I found several Georgette Heyer books at the thrift store, and remembering Practical Conservative's love of the author bought them. Not my usual genre, so we'll see.
My life this fall has been apples, election, and hospital. An acquaintance with a backyard orchard had a bumper crop this year, and we easily picked thirty bags' worth. I learned how to make apple butter, and that is what I'm doing with most of them now. It turns out to not be so easy to dispose of quantities of apple scraps in the city when you are stubbornly refusing to order and use the organics bin that you are being forced to pay for.
The hospital was for my oldest child, who is doing well despite taking a Grand Tour of the medical system across seven different sites this month, for a congenital issue that suddenly became a problem. There is some lingering non-obvious aftermath, but she is chugging through most of the functional tests faster than I would.

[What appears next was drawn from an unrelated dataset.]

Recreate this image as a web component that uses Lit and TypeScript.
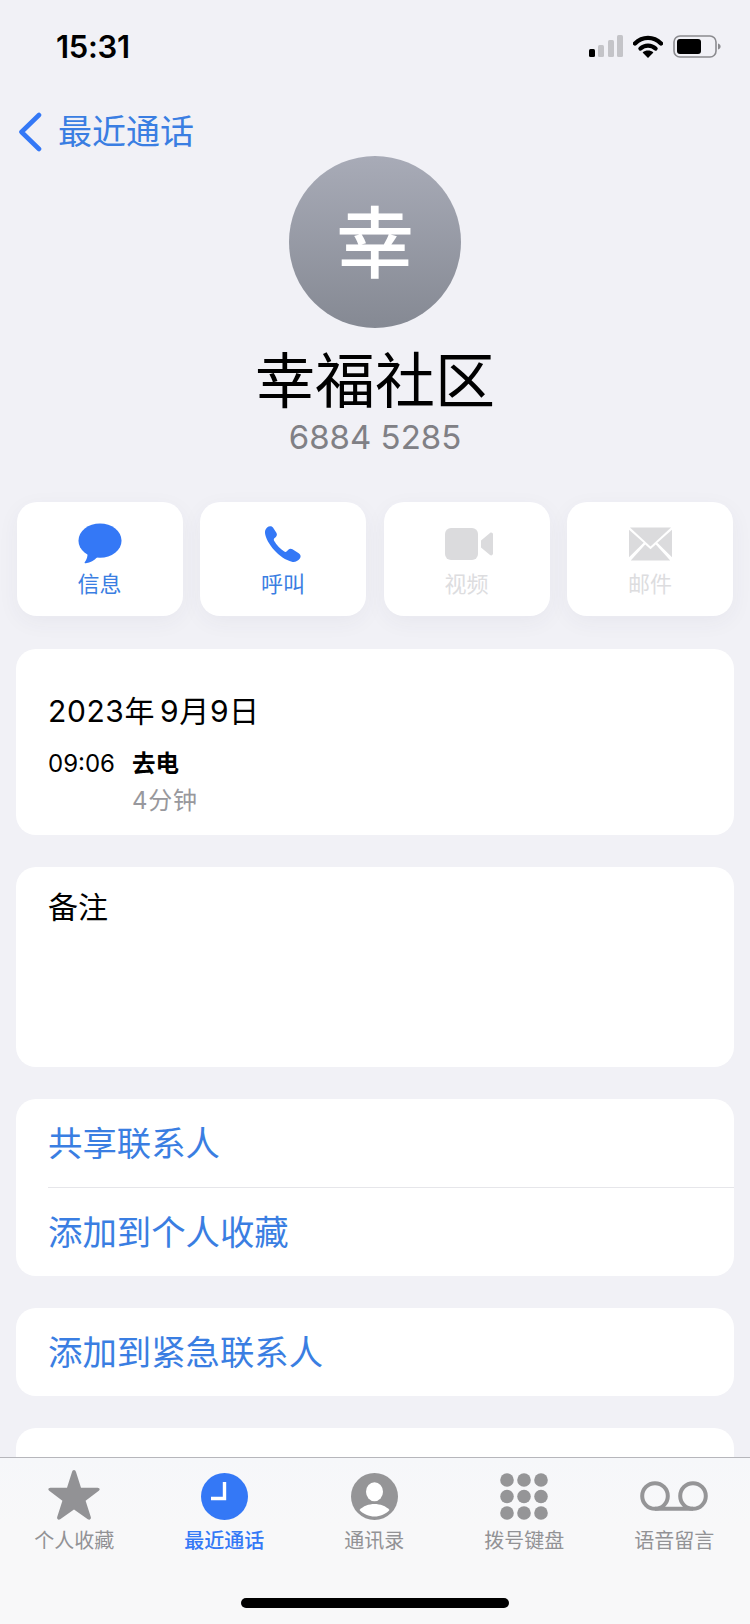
import { LitElement, html, css, svg } from 'lit';
import { customElement } from 'lit/decorators.js';

const icons = {
  signal: svg`<svg class="signal" width="34" height="22" viewBox="0 0 34 22">
    <rect x="0" y="14" width="6" height="8" rx="1.5" fill="#000"/>
    <rect x="9" y="10" width="6" height="12" rx="1.5" fill="#c4c4c8"/>
    <rect x="19" y="5" width="6" height="17" rx="1.5" fill="#c4c4c8"/>
    <rect x="28" y="0" width="6" height="22" rx="1.5" fill="#c4c4c8"/>
  </svg>`,
  wifi: svg`<svg width="30" height="23" viewBox="0 0 30 23">
    <path d="M2 8.5C9.5 1 20.5 1 28 8.5" fill="none" stroke="#000" stroke-width="4.4" stroke-linecap="round"/>
    <path d="M7.5 13.5C11.7 9.6 18.3 9.6 22.5 13.5" fill="none" stroke="#000" stroke-width="4.4" stroke-linecap="round"/>
    <path d="M15 23L9.6 17.4C12.6 14.8 17.4 14.8 20.4 17.4Z" fill="#000"/>
  </svg>`,
  battery: svg`<svg width="48" height="23" viewBox="0 0 48 23">
    <rect x="1" y="1" width="42" height="21" rx="6" fill="none" stroke="#8b8b8f" stroke-width="1.6"/>
    <rect x="4" y="4" width="24" height="15" rx="3" fill="#000"/>
    <path d="M45 8.5c1.8.5 2.6 1.6 2.6 3s-.8 2.5-2.6 3z" fill="#8b8b8f"/>
  </svg>`,
  back: svg`<svg width="24" height="40" viewBox="0 0 24 40">
    <path d="M21 3L3.5 20L21 37" fill="none" stroke="#3478f6" stroke-width="4.6" stroke-linecap="round" stroke-linejoin="round"/>
  </svg>`,
  bubble: svg`<svg width="44" height="41" viewBox="0 0 46 42" fill="#3478f6">
    <ellipse cx="23" cy="18" rx="22.5" ry="18"/>
    <path d="M10 29C10.5 34 9 38 7 40.5C6.6 41.3 7.2 41.9 8.2 41.7C13 41 17 39 20 35.5Z"/>
  </svg>`,
  phone: svg`<svg width="36" height="36" viewBox="0 0 38 38" fill="#3478f6">
    <path d="M2.2 1.6C4.2-.2 7-.2 8.4 1.6L12 7.1C12.9 8.6 12.7 10.4 11.5 11.5L9.9 13C9.2 13.7 9.1 14.6 9.6 15.5C12.2 20 16.6 24.6 20.4 27C21.3 27.6 22.3 27.4 23 26.7L24.6 25.1C25.8 23.9 27.5 23.7 29 24.6L35.6 28.7C37.8 30.1 38.2 32.6 36.6 34.6C34.8 37 31.4 38.4 28.4 37.7C22 36.3 14.8 31.4 9.6 25.4C4.6 19.6 0.6 12.8 0 7.4C-.2 5.2.6 3 2.2 1.6Z"/>
  </svg>`,
  video: svg`<svg width="52" height="32" viewBox="-4 0 52 32" fill="#dbdbdd">
    <rect x="0" y="0" width="33" height="32" rx="6"/>
    <path d="M36 12.5L45 5C46.2 4 48 4.8 48 6.4V25.6C48 27.2 46.2 28 45 27L36 19.5Z"/>
  </svg>`,
  mail: svg`<svg width="43" height="34" viewBox="0 0 44 34" fill="#dbdbdd">
    <path d="M1 0H43L22 19.5Z"/>
    <path d="M0 2.5V30.5L15 15.8Z"/>
    <path d="M44 2.5V30.5L29 15.8Z"/>
    <path d="M1.8 34L16.6 17.4L22 22.4L27.4 17.4L42.2 34Z"/>
  </svg>`,
  star: svg`<svg class="star" width="52" height="50" viewBox="0 0 52 50" fill="#929295">
    <path d="M26 0C27 0 27.6.8 28 2L33 17.8H49.6C51.6 17.8 52.4 19.6 50.8 20.8L37.6 30.8L42.8 47C43.4 49.2 41.6 50.4 39.8 49.2L26 39.4L12.2 49.2C10.4 50.4 8.6 49.2 9.2 47L14.4 30.8L1.2 20.8C-.4 19.6.4 17.8 2.4 17.8H19L24 2C24.4.8 25 0 26 0Z"/>
  </svg>`,
  clock: svg`<svg width="47" height="47" viewBox="0 0 47 47">
    <circle cx="23.5" cy="23.5" r="23.5" fill="#3478f6"/>
    <path d="M23.5 9V25.5H10" fill="none" stroke="#fff" stroke-width="3.4"/>
  </svg>`,
  person: svg`<svg width="47" height="47" viewBox="0 0 47 47">
    <circle cx="23.5" cy="23.5" r="23.5" fill="#959597"/>
    <ellipse cx="23.5" cy="18.7" rx="8.5" ry="9.5" fill="#fff"/>
    <path d="M8.5 37C12 33 18 31 23.5 31C29 31 35 33 38.5 37C35 41 29 43.5 23.5 43.5C18 43.5 12 41 8.5 37Z" fill="#fff"/>
  </svg>`,
  keypad: svg`<svg width="48" height="47" viewBox="0 0 48 47" fill="#959597">
    ${[7, 24, 41].map((cx) =>
      [7, 23.5, 40].map((cy) => svg`<circle cx=${cx} cy=${cy} r="6.8"/>`)
    )}
  </svg>`,
  voicemail: svg`<svg width="68" height="30" viewBox="0 0 68 30">
    <circle cx="15" cy="15" r="12.8" fill="none" stroke="#959597" stroke-width="4"/>
    <circle cx="53" cy="15" r="12.8" fill="none" stroke="#959597" stroke-width="4"/>
    <path d="M15 27.8H53" fill="none" stroke="#959597" stroke-width="4"/>
  </svg>`,
};

const actions = [
  { icon: icons.bubble, label: '信息', on: true },
  { icon: icons.phone, label: '呼叫', on: true },
  { icon: icons.video, label: '视频', on: false },
  { icon: icons.mail, label: '邮件', on: false },
];

const tabs = [
  { icon: icons.star, label: '个人收藏', on: false },
  { icon: icons.clock, label: '最近通话', on: true },
  { icon: icons.person, label: '通讯录', on: false },
  { icon: icons.keypad, label: '拨号键盘', on: false },
  { icon: icons.voicemail, label: '语音留言', on: false },
];

@customElement('app-root')
export class AppRoot extends LitElement {
  static styles = css`
    :host {
      display: block;
      position: relative;
      width: 750px;
      height: 1624px;
      overflow: hidden;
      background: #f1f1f6;
      font-family: Inter, "Noto Sans CJK SC", sans-serif;
      color: #000;
    }
    .status {
      display: flex;
      justify-content: space-between;
      align-items: center;
      height: 46px;
      padding: 23px 29px 0 56px;
    }
    .time {
      font-size: 31px;
      font-weight: 600;
      letter-spacing: -0.3px;
    }
    .status-icons {
      display: flex;
      align-items: center;
      gap: 10px;
    }
    .back {
      display: flex;
      align-items: center;
      gap: 16px;
      padding: 43px 0 0 18px;
      height: 40px;
      color: #3a7ee2;
      font-size: 34px;
      line-height: 40px;
    }
    .contact {
      display: flex;
      flex-direction: column;
      align-items: center;
      margin-top: 4px;
    }
    .avatar {
      width: 172px;
      height: 172px;
      border-radius: 50%;
      background: linear-gradient(#a8abb7, #858993);
      color: #fff;
      font-size: 78px;
      font-weight: 500;
      line-height: 176px;
      text-align: center;
    }
    .name {
      font-size: 60px;
      line-height: 72px;
      margin-top: 17px;
    }
    .number {
      font-size: 33px;
      line-height: 40px;
      color: #808085;
    }
    .actions {
      display: grid;
      grid-template-columns: repeat(4, 166px);
      gap: 17.5px;
      padding: 0 16.5px;
      margin-top: 45px;
    }
    .action {
      height: 114px;
      border-radius: 20px;
      background: #fff;
      box-shadow: 0 6px 22px rgba(60, 60, 90, 0.05);
      display: flex;
      flex-direction: column;
      align-items: center;
      color: #3a7ee2;
      font-size: 22px;
      line-height: 26px;
    }
    .action.off {
      color: #dddddf;
    }
    .action-icon {
      height: 69px;
      display: flex;
      align-items: center;
      justify-content: center;
      padding-top: 14px;
      box-sizing: border-box;
    }
    .cards {
      display: flex;
      flex-direction: column;
      gap: 32px;
      margin: 33px 16px 0;
    }
    .card {
      background: #fff;
      border-radius: 20px;
      overflow: hidden;
    }
    .call {
      height: 186px;
      padding: 44px 32px 0;
      box-sizing: border-box;
    }
    .date {
      font-size: 30px;
      line-height: 36px;
      letter-spacing: 0.6px;
      word-spacing: -4px;
    }
    .call-row {
      display: grid;
      grid-template-columns: 84px auto;
      margin-top: 15.5px;
      font-size: 24px;
      line-height: 37px;
    }
    .call-type {
      font-weight: 700;
      font-size: 23.5px;
    }
    .call-len {
      grid-column: 2;
      color: #98989d;
      letter-spacing: 0.7px;
    }
    .notes {
      height: 200px;
      padding: 22px 32px 0;
      box-sizing: border-box;
      font-size: 30px;
      line-height: 36px;
    }
    .link {
      height: 84px;
      padding-bottom: 4px;
      margin-left: 32px;
      display: flex;
      align-items: center;
      font-size: 34.4px;
      color: #3a7ee2;
    }
    .link + .link {
      height: 83px;
      padding-bottom: 5px;
      border-top: 1px solid #e6e6ea;
    }
    .link.peek {
      padding: 5px 0 0;
    }
    .tabbar {
      position: absolute;
      left: 0;
      right: 0;
      bottom: 0;
      height: 167px;
      box-sizing: border-box;
      border-top: 1px solid #b6b6bb;
      background: linear-gradient(#f6f7fa, #f8f8f9 40%);
      display: grid;
      grid-template-columns: repeat(5, 150px);
    }
    .tab {
      display: flex;
      flex-direction: column;
      align-items: center;
      padding-right: 1.5px;
      color: #929295;
      font-size: 20px;
      line-height: 24px;
    }
    .tab.on {
      color: #3478f6;
      font-weight: 500;
    }
    .tab-icon {
      height: 62px;
      margin-top: 7px;
      display: flex;
      align-items: center;
    }
    .star {
      margin-bottom: 3px;
    }
    .tab-label {
      margin-top: 2px;
    }
    .home {
      position: absolute;
      left: 241px;
      bottom: 16px;
      width: 268px;
      height: 10px;
      border-radius: 5px;
      background: #000;
    }
  `;

  render() {
    return html`
      <div class="status">
        <span class="time">15:31</span>
        <div class="status-icons">${icons.signal}${icons.wifi}${icons.battery}</div>
      </div>
      <div class="back">${icons.back}<span>最近通话</span></div>
      <div class="contact">
        <div class="avatar">幸</div>
        <div class="name">幸福社区</div>
        <div class="number">6884 5285</div>
      </div>
      <div class="actions">
        ${actions.map(
          (a) => html`<div class="action ${a.on ? '' : 'off'}">
            <div class="action-icon">${a.icon}</div>
            <span>${a.label}</span>
          </div>`
        )}
      </div>
      <div class="cards">
        <div class="card call">
          <div class="date">2023年 9月9日</div>
          <div class="call-row">
            <span class="call-time">09:06</span>
            <span class="call-type">去电</span>
            <span class="call-len">4分钟</span>
          </div>
        </div>
        <div class="card notes">备注</div>
        <div class="card">
          <div class="link">共享联系人</div>
          <div class="link">添加到个人收藏</div>
        </div>
        <div class="card"><div class="link">添加到紧急联系人</div></div>
        <div class="card"><div class="link peek">阻止此来电</div></div>
      </div>
      <div class="tabbar">
        ${tabs.map(
          (t) => html`<div class="tab ${t.on ? 'on' : ''}">
            <div class="tab-icon">${t.icon}</div>
            <span class="tab-label">${t.label}</span>
          </div>`
        )}
      </div>
      <div class="home"></div>
    `;
  }
}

A neighbor gave me an old table leaf that is more or less the right size for our round living room table, and I put two coats of polyurethane on it. I plan to have Thanksgiving dinner in the living room again; the house has no dining room and it is much more memorable than crowding into the kitchen as usual. The next challenge is the table base: it is a pedestal base--for an oak top that can be six feet long. Someone in the past tried to reinforce the weak point by pounding in a lot of nails. I think I can repurpose the frame of my old homemade dinner table, if I shorten the legs. The hard part will be getting it into place around the pedestal and up under the table top's rails, but it shouldn't be too bad because the frame's legs are attached with removable pegs.